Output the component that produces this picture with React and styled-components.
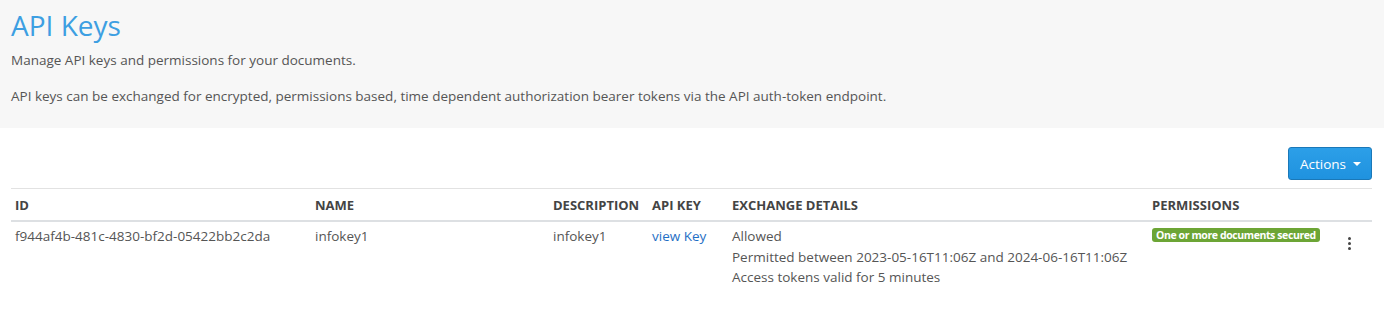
import React from 'react';
import styled, { createGlobalStyle } from 'styled-components';

const GlobalStyle = createGlobalStyle`
  body {
    margin: 0;
    background: #fff;
    font-family: "Open Sans", "Noto Sans", sans-serif;
    color: #555;
  }
`;

const Header = styled.div`
  background: #f7f7f7;
  padding: 6px 11px 0 11px;
  height: 122px;
`;

const Title = styled.h1`
  margin: 0;
  color: #3d9fe2;
  font-size: 28px;
  font-weight: 400;
  line-height: 38px;
`;

const Lead = styled.p`
  margin: ${p => p.$top || 0}px 0 0 0;
  font-size: 13.5px;
  line-height: 20px;
  color: #555;
`;

const Content = styled.div`
  padding: 19px 12px 0 11px;
`;

const Toolbar = styled.div`
  display: flex;
  justify-content: flex-end;
  margin-bottom: 8px;
`;

const ActionsButton = styled.button`
  display: flex;
  align-items: center;
  gap: 7px;
  height: 33px;
  padding: 0 10px 0 11px;
  background: linear-gradient(#2c9fe8, #1f92df);
  border: 1px solid #1a78b8;
  border-radius: 3px;
  color: #fff;
  font-family: inherit;
  font-size: 13.5px;
`;

const Caret = styled.span`
  width: 0;
  height: 0;
  border-left: 4px solid transparent;
  border-right: 4px solid transparent;
  border-top: 4px solid #fff;
`;

const Table = styled.table`
  width: 100%;
  border-collapse: collapse;
  table-layout: fixed;
  font-size: 13.5px;
`;

const Th = styled.th`
  box-sizing: border-box;
  text-align: left;
  text-transform: uppercase;
  font-weight: 700;
  font-size: 13px;
  color: #444;
  padding: 7px 4px 6px 4px;
  border-top: 1px solid #e2e2e2;
  border-bottom: 2px solid #dde0e3;
  white-space: nowrap;
  width: ${p => p.$w ? `${p.$w}px` : 'auto'};
`;

const Td = styled.td`
  vertical-align: top;
  padding: 4px 4px 6px 4px;
  line-height: 20.5px;
  color: #555;
  white-space: nowrap;
`;

const KeyLink = styled.a`
  color: #1f6fc5;
  text-decoration: none;
`;

const Badge = styled.span`
  display: inline-block;
  background: #6ca535;
  color: #fff;
  font-size: 10.5px;
  font-weight: 700;
  line-height: 14px;
  padding: 0 4px;
  border-radius: 3px;
  letter-spacing: -0.4px;
  vertical-align: top;
  margin-top: 2px;
`;

const Kebab = styled.span`
  display: flex;
  flex-direction: column;
  align-items: center;
  gap: 2px;
  padding-top: 11px;
  padding-right: 6px;
  span {
    width: 3px;
    height: 3px;
    border-radius: 50%;
    background: #444;
  }
`;

const rows = [
  {
    id: 'f944af4b-481c-4830-bf2d-05422bb2c2da',
    name: 'infokey1',
    description: 'infokey1',
    details: [
      'Allowed',
      'Permitted between 2023-05-16T11:06Z and 2024-06-16T11:06Z',
      'Access tokens valid for 5 minutes',
    ],
    permission: 'One or more documents secured',
  },
];

export default function App() {
  return (
    <>
      <GlobalStyle />
      <Header>
        <Title>API Keys</Title>
        <Lead $top={6}>Manage API keys and permissions for your documents.</Lead>
        <Lead $top={16}>
          API keys can be exchanged for encrypted, permissions based, time dependent authorization bearer tokens via the API auth-token endpoint.
        </Lead>
      </Header>
      <Content>
        <Toolbar>
          <ActionsButton>
            Actions <Caret />
          </ActionsButton>
        </Toolbar>
        <Table>
          <thead>
            <tr>
              <Th $w={300}>ID</Th>
              <Th $w={238}>Name</Th>
              <Th $w={99}>Description</Th>
              <Th $w={80}>API Key</Th>
              <Th $w={420}>Exchange Details</Th>
              <Th>Permissions</Th>
              <Th $w={40}></Th>
            </tr>
          </thead>
          <tbody>
            {rows.map(r => (
              <tr key={r.id}>
                <Td>{r.id}</Td>
                <Td>{r.name}</Td>
                <Td>{r.description}</Td>
                <Td><KeyLink href="#">view Key</KeyLink></Td>
                <Td>
                  {r.details.map(d => <div key={d}>{d}</div>)}
                </Td>
                <Td><Badge>{r.permission}</Badge></Td>
                <Td>
                  <Kebab><span /><span /><span /></Kebab>
                </Td>
              </tr>
            ))}
          </tbody>
        </Table>
      </Content>
    </>
  );
}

* * * *

> **Problem statement**
Write out the material above again, word for word, minus its pictures.

> **The response**
Output the component that produces this picture with React and styled-components.
import React from 'react';
import styled, { createGlobalStyle } from 'styled-components';

const GlobalStyle = createGlobalStyle`
  body {
    margin: 0;
    background: #fff;
    font-family: "Open Sans", "Noto Sans", sans-serif;
    color: #555;
  }
`;

const Header = styled.div`
  background: #f7f7f7;
  padding: 6px 11px 0 11px;
  height: 122px;
`;

const Title = styled.h1`
  margin: 0;
  color: #3d9fe2;
  font-size: 28px;
  font-weight: 400;
  line-height: 38px;
`;

const Lead = styled.p`
  margin: ${p => p.$top || 0}px 0 0 0;
  font-size: 13.5px;
  line-height: 20px;
  color: #555;
`;

const Content = styled.div`
  padding: 19px 12px 0 11px;
`;

const Toolbar = styled.div`
  display: flex;
  justify-content: flex-end;
  margin-bottom: 8px;
`;

const ActionsButton = styled.button`
  display: flex;
  align-items: center;
  gap: 7px;
  height: 33px;
  padding: 0 10px 0 11px;
  background: linear-gradient(#2c9fe8, #1f92df);
  border: 1px solid #1a78b8;
  border-radius: 3px;
  color: #fff;
  font-family: inherit;
  font-size: 13.5px;
`;

const Caret = styled.span`
  width: 0;
  height: 0;
  border-left: 4px solid transparent;
  border-right: 4px solid transparent;
  border-top: 4px solid #fff;
`;

const Table = styled.table`
  width: 100%;
  border-collapse: collapse;
  table-layout: fixed;
  font-size: 13.5px;
`;

const Th = styled.th`
  box-sizing: border-box;
  text-align: left;
  text-transform: uppercase;
  font-weight: 700;
  font-size: 13px;
  color: #444;
  padding: 7px 4px 6px 4px;
  border-top: 1px solid #e2e2e2;
  border-bottom: 2px solid #dde0e3;
  white-space: nowrap;
  width: ${p => p.$w ? `${p.$w}px` : 'auto'};
`;

const Td = styled.td`
  vertical-align: top;
  padding: 4px 4px 6px 4px;
  line-height: 20.5px;
  color: #555;
  white-space: nowrap;
`;

const KeyLink = styled.a`
  color: #1f6fc5;
  text-decoration: none;
`;

const Badge = styled.span`
  display: inline-block;
  background: #6ca535;
  color: #fff;
  font-size: 10.5px;
  font-weight: 700;
  line-height: 14px;
  padding: 0 4px;
  border-radius: 3px;
  letter-spacing: -0.4px;
  vertical-align: top;
  margin-top: 2px;
`;

const Kebab = styled.span`
  display: flex;
  flex-direction: column;
  align-items: center;
  gap: 2px;
  padding-top: 11px;
  padding-right: 6px;
  span {
    width: 3px;
    height: 3px;
    border-radius: 50%;
    background: #444;
  }
`;

const rows = [
  {
    id: 'f944af4b-481c-4830-bf2d-05422bb2c2da',
    name: 'infokey1',
    description: 'infokey1',
    details: [
      'Allowed',
      'Permitted between 2023-05-16T11:06Z and 2024-06-16T11:06Z',
      'Access tokens valid for 5 minutes',
    ],
    permission: 'One or more documents secured',
  },
];

export default function App() {
  return (
    <>
      <GlobalStyle />
      <Header>
        <Title>API Keys</Title>
        <Lead $top={6}>Manage API keys and permissions for your documents.</Lead>
        <Lead $top={16}>
          API keys can be exchanged for encrypted, permissions based, time dependent authorization bearer tokens via the API auth-token endpoint.
        </Lead>
      </Header>
      <Content>
        <Toolbar>
          <ActionsButton>
            Actions <Caret />
          </ActionsButton>
        </Toolbar>
        <Table>
          <thead>
            <tr>
              <Th $w={300}>ID</Th>
              <Th $w={238}>Name</Th>
              <Th $w={99}>Description</Th>
              <Th $w={80}>API Key</Th>
              <Th $w={420}>Exchange Details</Th>
              <Th>Permissions</Th>
              <Th $w={40}></Th>
            </tr>
          </thead>
          <tbody>
            {rows.map(r => (
              <tr key={r.id}>
                <Td>{r.id}</Td>
                <Td>{r.name}</Td>
                <Td>{r.description}</Td>
                <Td><KeyLink href="#">view Key</KeyLink></Td>
                <Td>
                  {r.details.map(d => <div key={d}>{d}</div>)}
                </Td>
                <Td><Badge>{r.permission}</Badge></Td>
                <Td>
                  <Kebab><span /><span /><span /></Kebab>
                </Td>
              </tr>
            ))}
          </tbody>
        </Table>
      </Content>
    </>
  );
}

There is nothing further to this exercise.